# Objective
Look at the data below and print exactly the lines from its first line through the line with "flex min-h-screen overflow-hidden"; the pictures stay out of the copy.

# Source data

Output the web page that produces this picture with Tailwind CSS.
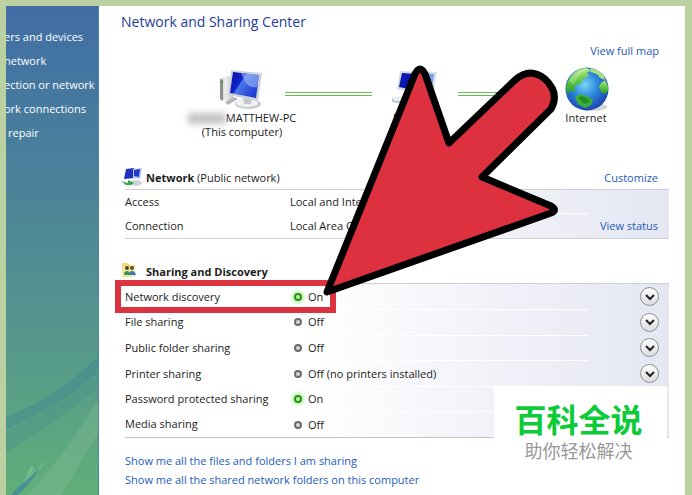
<!DOCTYPE html>
<html lang="en">
  <head>
    <meta charset="utf-8">
    <title>Network and Sharing Center</title>
    <script src="https://cdn.jsdelivr.net/npm/@tailwindcss/browser@4"></script>
  </head>

  <body class="bg-[#bbd1a1]">
    <div class="relative flex min-h-screen overflow-hidden pt-[6px] pr-[7px] pl-[6px] font-['Open_Sans','Noto_Sans_CJK_SC',sans-serif] text-[11px] leading-[14px] text-[#1c1c1c]">

      <!-- task list -->
      <nav class="relative w-[93px] shrink-0 overflow-hidden border-r border-[#4a86a0] bg-linear-to-b from-[#416da5] via-[#4f8b94] to-[#61ae79] text-white">
        <svg class="absolute bottom-0 left-0 h-[150px] w-full" viewBox="0 0 93 150" preserveAspectRatio="none">
          <path d="M0 72C35 58 65 38 93 12V28C62 55 30 70 0 85Z" fill="#3f8693" opacity=".45"/>
          <path d="M0 86C35 70 65 52 93 30V42C60 72 30 88 0 108Z" fill="#4b9089" opacity=".4"/>
          <path d="M22 150C50 120 75 85 93 55V88L56 150Z" fill="#7fba94" opacity=".4"/>
          <path d="M17 140L25 121L29 123L24 129L41 116L16 144Z" fill="#7cc593" opacity=".7"/>
          <path d="M5 150C12 142 22 135 34 122C28 135 18 144 12 150Z" fill="#418a99" opacity=".8"/>
        </svg>
        <ul class="relative flex flex-col gap-[10px] pt-[24px] whitespace-nowrap">
          <li><a href="#" class="-ml-[2px]">ers and devices</a></li>
          <li><a href="#" class="-ml-[2px]">network</a></li>
          <li><a href="#" class="-ml-[2px]">ection or network</a></li>
          <li><a href="#" class="-ml-[2px]">ork connections</a></li>
          <li><a href="#" class="ml-[2px]">repair</a></li>
        </ul>
      </nav>

      <main class="min-w-0 flex-1 bg-white pr-4 pl-[26px]">
        <h1 class="-ml-1 pt-[6px] text-[14px] leading-5 text-[#1f3d99]">Network and Sharing Center</h1>
        <div class="mt-[12px] flex justify-end pr-[10px]">
          <a href="#" class="text-[#1d5cba]">View full map</a>
        </div>

        <!-- network map -->
        <div class="mt-[9px] flex h-[74px] gap-5 pl-[94px] whitespace-nowrap">
          <div class="flex w-[46px] flex-col items-center">
            <svg class="h-[44px] w-[46px] shrink-0" viewBox="0 0 46 44">
              <defs>
                <linearGradient id="screen" x1="0" y1="0" x2="1" y2=".6">
                  <stop offset="0" stop-color="#0712a5"/>
                  <stop offset=".42" stop-color="#1022cc"/>
                  <stop offset=".48" stop-color="#4d77ec"/>
                  <stop offset="1" stop-color="#1b3bd0"/>
                </linearGradient>
                <linearGradient id="case" x1="0" x2="1">
                  <stop offset="0" stop-color="#b9bcb9"/>
                  <stop offset=".4" stop-color="#eeefee"/>
                  <stop offset="1" stop-color="#c8cccc"/>
                </linearGradient>
              </defs>
              <path d="M1 12L8 9L14 10V31L7 34L1 32Z" fill="url(#case)"/>
              <path d="M1 12L4 13V34L1 32Z" fill="#8d928e"/>
              <circle cx="3" cy="15" r="1" fill="#3a9a2c"/>
              <path d="M6 35L15 30L19 32L9 38Z" fill="#b2b5b7"/>
              <ellipse cx="29" cy="37" rx="13" ry="5" fill="#c9ccce"/>
              <ellipse cx="28" cy="36" rx="11" ry="4" fill="#f0f1f2"/>
              <path d="M24 29L33 31L32 37H25Z" fill="#c4c8cb"/>
              <path d="M12 3L43 6L39 34L9 28Z" fill="#cfd3d8"/>
              <path d="M14 5L40 8L37 31L11 26Z" fill="url(#screen)"/>
              <path d="M22 6L40 8L38 20C30 21 27 18 22 6Z" fill="#a8c1fa" opacity=".55"/>
            </svg>
            <div class="flex items-center">
              <span class="h-[11px] w-[38px] bg-[#aaa] opacity-70 blur-[3px]"></span>
              <span>MATTHEW-PC</span>
            </div>
            <span>(This computer)</span>
          </div>
          <div class="mt-[25px] h-[4px] w-[87px] border-y border-[#6cb95c]"></div>
          <div class="flex w-[46px] flex-col items-center">
            <svg class="h-[44px] w-[46px] shrink-0" viewBox="0 0 46 44">
              <path d="M8 4L26 5L24 26L5 22Z" fill="#d2d8e4"/>
              <path d="M10 6L24 7L22 23L7 20Z" fill="#0a18ad"/>
              <path d="M26 4L45 5L42 24L26 22Z" fill="#dde2ea"/>
              <path d="M27 6L42 7L40 21L27 20Z" fill="#7c9be8"/>
              <ellipse cx="7" cy="33" rx="8" ry="3" fill="#b9c4c8"/>
              <ellipse cx="6" cy="32" rx="5" ry="2" fill="#eef2f3"/>
            </svg>
            <span>Network</span>
          </div>
          <div class="mt-[25px] h-[4px] w-[87px] border-y border-[#6cb95c]"></div>
          <div class="flex w-[46px] flex-col items-center">
            <svg class="h-[44px] w-[46px] shrink-0" viewBox="0 0 46 44">
              <defs>
                <radialGradient id="sea" cx=".45" cy=".4" r=".6">
                  <stop offset="0" stop-color="#7cd4f4"/>
                  <stop offset=".5" stop-color="#2c86dc"/>
                  <stop offset="1" stop-color="#1c45b0"/>
                </radialGradient>
                <linearGradient id="land" x1="0" y1="0" x2="0" y2="1">
                  <stop offset="0" stop-color="#b2e884"/>
                  <stop offset=".5" stop-color="#5cc93e"/>
                  <stop offset="1" stop-color="#2a9632"/>
                </linearGradient>
              </defs>
              <ellipse cx="28" cy="40" rx="14" ry="4" fill="#d4d4d4"/>
              <circle cx="22" cy="22" r="21.500" fill="url(#sea)"/>
              <path d="M4 12C8 5 14 1 21 1L26 3L22 6L24 9L19 11L16 16L11 18L9 22L11 25L6 24L2 27L1 20Q2 16 4 12Z" fill="url(#land)"/>
              <path d="M26 1L34 4L39 9L40 13L35 11L33 8L29 6L25 5Z" fill="#a9e07c"/>
              <path d="M36 16L40 13L43 19L43 24L40 27L36 25L34 20Z" fill="url(#land)"/>
              <path d="M10 30L15 27L22 29L28 33L26 38L20 41L13 37Z" fill="#3fae36"/>
              <path d="M13 31L17 29L23 32L25 35L19 37Z" fill="#238d2b"/>
              <path d="M4 14C9 5 18 1 25 2C18 4 12 10 9 18Z" fill="#fff" opacity=".25"/>
            </svg>
            <span class="-ml-1">Internet</span>
          </div>
        </div>

        <!-- network details -->
        <section>
          <div class="flex h-[49px] items-end gap-[2px] border-b border-[#cfcfd4] pb-[4px]">
            <svg class="-mb-[2px] -ml-1 h-[20px] w-[23px]" viewBox="0 0 23 20">
              <path d="M5 2L13 1L14 11L3 12Z" fill="#2431bd"/>
              <path d="M12 2L21 1L19 12L12 11Z" fill="#b9c8ec"/>
              <path d="M13 3L19 2L18 10L13 9Z" fill="#2639c9"/>
              <ellipse cx="15" cy="16" rx="6" ry="3" fill="#ccd3da"/>
              <path d="M0 14L7 16V13L13 16L10 18H5Z" fill="#35a64a"/>
            </svg>
            <h2><b class="font-bold">Network</b> (Public network)</h2>
            <a href="#" class="ml-auto pr-[11px] text-[#1d5cba]">Customize</a>
          </div>
          <table class="h-[49px] w-full border-b border-[#cfcfd4] bg-linear-to-r from-white from-35% to-[#e4e6f2]">
            <tbody>
              <tr>
                <td class="w-[165px]">Access</td>
                <td class="border-b border-white">Local and Internet</td>
                <td class="w-[81px]"></td>
              </tr>
              <tr>
                <td>Connection</td>
                <td>Local Area Connection</td>
                <td class="pr-[11px] text-right whitespace-nowrap"><a href="#" class="text-[#1d5cba]">View status</a></td>
              </tr>
            </tbody>
          </table>
        </section>

        <!-- sharing settings -->
        <section class="relative">
          <div class="flex h-[45px] items-end gap-[9px] border-b border-[#cfcfd4] pb-[4px]">
            <svg class="-ml-1 h-[17px] w-[16px]" viewBox="0 0 16 17">
              <path d="M1 1H7L9 3H14V15H1Z" fill="#eedc80"/>
              <path d="M2 5H14V15L1 14Z" fill="#f6eaa5"/>
              <circle cx="6" cy="6" r="2" fill="#4f4a25"/>
              <circle cx="11" cy="6" r="2" fill="#5b4e2d"/>
              <path d="M3 13Q3 9 6 9T9 13Z" fill="#379457"/>
              <path d="M8 13Q8 9 11 9T15 13Z" fill="#367cae"/>
            </svg>
            <h2 class="font-bold">Sharing and Discovery</h2>
          </div>
          <table class="h-[154px] w-full border-b border-[#c4c4c8] bg-linear-to-r from-white from-35% to-[#e4e6f2]">
            <tbody>
              <tr class="h-[25px]">
                <td class="w-[165px] p-0">Network discovery</td>
                <td class="border-b border-white p-0"><span class="ml-1 inline-block size-[8px] rounded-full border-2 border-[#2f8f20] bg-[#b9f5a0] shadow-[0_0_4px_1px_#7fe860]"></span><span class="ml-[6px]">On</span></td>
                <td class="w-[81px] py-0 pr-[10px]"><button type="button" aria-label="Expand network discovery" class="ml-auto flex size-[19px] items-center justify-center rounded-full border border-[#8d8f94] bg-linear-to-b from-white to-[#dcdde1]"><svg class="size-[10px]" viewBox="0 0 10 10"><path d="M1 3L5 7L9 3" fill="none" stroke="#222" stroke-width="2"/></svg></button></td>
              </tr>
              <tr class="h-[25px]">
                <td class="p-0">File sharing</td>
                <td class="border-b border-white p-0"><span class="ml-1 inline-block size-[8px] rounded-full border-2 border-[#6b6b6b] bg-[#d8d8d8]"></span><span class="ml-[6px]">Off</span></td>
                <td class="py-0 pr-[10px]"><button type="button" aria-label="Expand file sharing" class="ml-auto flex size-[19px] items-center justify-center rounded-full border border-[#8d8f94] bg-linear-to-b from-white to-[#dcdde1]"><svg class="size-[10px]" viewBox="0 0 10 10"><path d="M1 3L5 7L9 3" fill="none" stroke="#222" stroke-width="2"/></svg></button></td>
              </tr>
              <tr class="h-[25px]">
                <td class="p-0">Public folder sharing</td>
                <td class="border-b border-white p-0"><span class="ml-1 inline-block size-[8px] rounded-full border-2 border-[#6b6b6b] bg-[#d8d8d8]"></span><span class="ml-[6px]">Off</span></td>
                <td class="py-0 pr-[10px]"><button type="button" aria-label="Expand public folder sharing" class="ml-auto flex size-[19px] items-center justify-center rounded-full border border-[#8d8f94] bg-linear-to-b from-white to-[#dcdde1]"><svg class="size-[10px]" viewBox="0 0 10 10"><path d="M1 3L5 7L9 3" fill="none" stroke="#222" stroke-width="2"/></svg></button></td>
              </tr>
              <tr class="h-[25px]">
                <td class="p-0">Printer sharing</td>
                <td class="border-b border-white p-0"><span class="ml-1 inline-block size-[8px] rounded-full border-2 border-[#6b6b6b] bg-[#d8d8d8]"></span><span class="ml-[6px]">Off (no printers installed)</span></td>
                <td class="py-0 pr-[10px]"><button type="button" aria-label="Expand printer sharing" class="ml-auto flex size-[19px] items-center justify-center rounded-full border border-[#8d8f94] bg-linear-to-b from-white to-[#dcdde1]"><svg class="size-[10px]" viewBox="0 0 10 10"><path d="M1 3L5 7L9 3" fill="none" stroke="#222" stroke-width="2"/></svg></button></td>
              </tr>
              <tr class="h-[25px]">
                <td class="p-0">Password protected sharing</td>
                <td class="border-b border-white p-0"><span class="ml-1 inline-block size-[8px] rounded-full border-2 border-[#2f8f20] bg-[#b9f5a0] shadow-[0_0_4px_1px_#7fe860]"></span><span class="ml-[6px]">On</span></td>
                <td></td>
              </tr>
              <tr class="h-[25px]">
                <td class="p-0">Media sharing</td>
                <td class="p-0"><span class="ml-1 inline-block size-[8px] rounded-full border-2 border-[#6b6b6b] bg-[#d8d8d8]"></span><span class="ml-[6px]">Off</span></td>
                <td></td>
              </tr>
            </tbody>
          </table>
          <!-- highlight round the first row -->
          <div class="absolute top-[41px] -left-[10px] h-[33px] w-[221px] border-6 border-[#dc3340]"></div>
        </section>

        <div class="mt-[16px] flex flex-col items-start gap-[5px] text-[#1d5cba]">
          <a href="#">Show me all the files and folders I am sharing</a>
          <a href="#">Show me all the shared network folders on this computer</a>
        </div>
      </main>

      <!-- pointer arrow -->
      <svg class="absolute top-[60px] left-[318px] h-[242px] w-[246px]" viewBox="318 60 246 242">
        <path d="M327 292L415 74Q420 64 425 74L449 143L515 80Q530 67 545 79Q560 93 551 109L482 177L551 206Q558 210 551 213Z" fill="#de3140" stroke="#000" stroke-width="7" stroke-linejoin="round"/>
      </svg>

      <!-- site badge -->
      <div class="absolute top-[386px] right-[25px] flex h-[109px] w-[173px] flex-col items-center bg-white pt-[15px] pr-1">
        <span class="text-[32px] leading-[38px] font-bold text-[#0ccb38]">百科全说</span>
        <span class="mt-[2px] text-[18px] leading-[20px] text-[#999]">助你轻松解决</span>
      </div>
    </div>
  </body>
</html>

# Written answer
Output the web page that produces this picture with Tailwind CSS.
<!DOCTYPE html>
<html lang="en">
  <head>
    <meta charset="utf-8">
    <title>Network and Sharing Center</title>
    <script src="https://cdn.jsdelivr.net/npm/@tailwindcss/browser@4"></script>
  </head>

  <body class="bg-[#bbd1a1]">
    <div class="relative flex min-h-screen overflow-hidden pt-[6px] pr-[7px] pl-[6px] font-['Open_Sans','Noto_Sans_CJK_SC',sans-serif] text-[11px] leading-[14px] text-[#1c1c1c]">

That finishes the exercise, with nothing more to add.